If $F(x,y,z,w) = A\vec i + B \vec j + C \vec k + D \vec l$ then

$(\bold{twist} F)(x,y,z,w) = \left( \begin{array}{cccc} 0 & B_x - A_y & C_x - A_z & D_x - A_w \\ A_y-B_x & 0 & C_y - B_z & D_y - B_w \\ A_z-C_x & B_z - C_y & 0 & D_z - C_w \\ A_w - D_x & B_w - D_y & C_w - D_z & 0 \end{array} \right)$

Where $B_x$ denotes $\partial B / \partial x$ and so on.

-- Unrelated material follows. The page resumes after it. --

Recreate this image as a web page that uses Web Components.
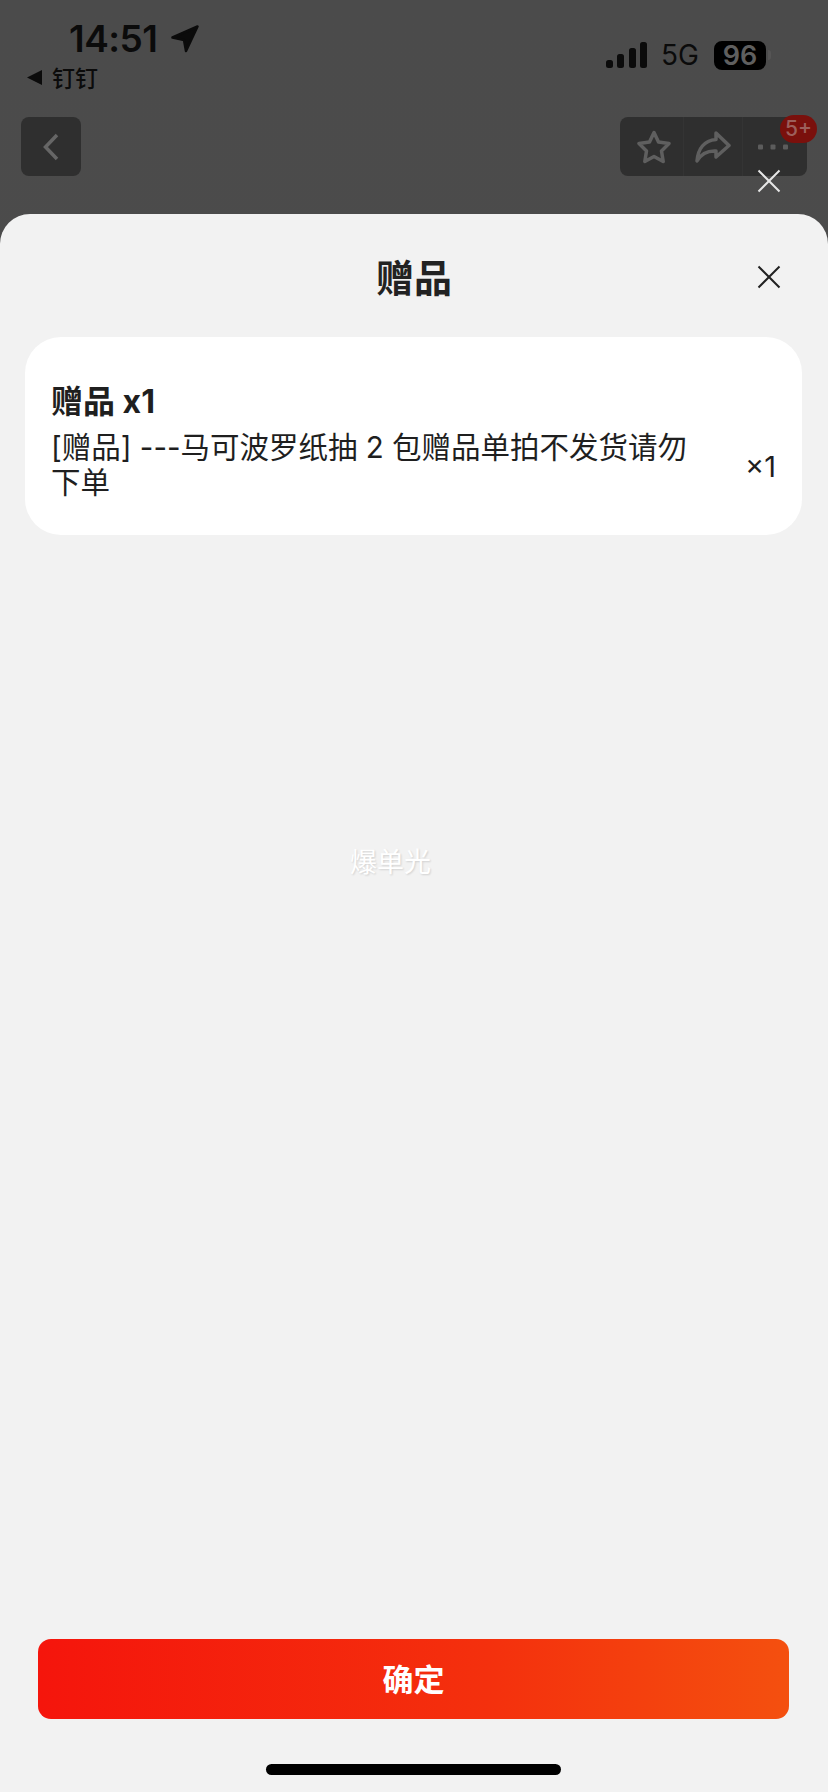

One way that makes it easier to memorize the formula is to associate the first column and row with $x$, second column and row with $y$, third with $z$, and last with $w$.

## Spin

If $G : \mathbb{R}^4 \to S$ is a differentiable function that takes a point in $\mathbb{R}^4$ to a skew-symmetric matrix, we define the operation "spin" that produces a vector field in $\mathbb{R}^4$ as follows:

If $G(x,y,z,w) = \{ \sum_{i,j} G_{ij}(x,y,z,w) \}$ (where $G_{ij}$ is the entry at the $i$-th row and $j$-th column, and since $G$ is skew-symmetric, then $G_{i,i} = 0$ and $G_{ji} = -G_{ij}$)

Then

$(\bold{spin} G)(x,y,z,w) = (G_{23_w} + G_{34_y} + G_{42_z}) \vec i$

$+(G_{13_w} + G_{34_x} + G_{41_z}) \vec j$

$+(G_{12_w} + G_{24_x} + G_{41_y}) \vec k$

$+(G_{12_z} + G_{23_x} + G_{31_y}) \vec l$

where again $G_{ij_x}$ denotes $\partial G_{ij} / \partial x$ and so on.

## Problems:

Prove the following:

1. $(\bold{spin}(\bold{twist} F)) = \vec 0$

2. $\bigtriangledown \cdot ( \bold{spin} G) = 0$

3. If $F$ is a conservative vector field, then $\bold{twist} F = \vec 0$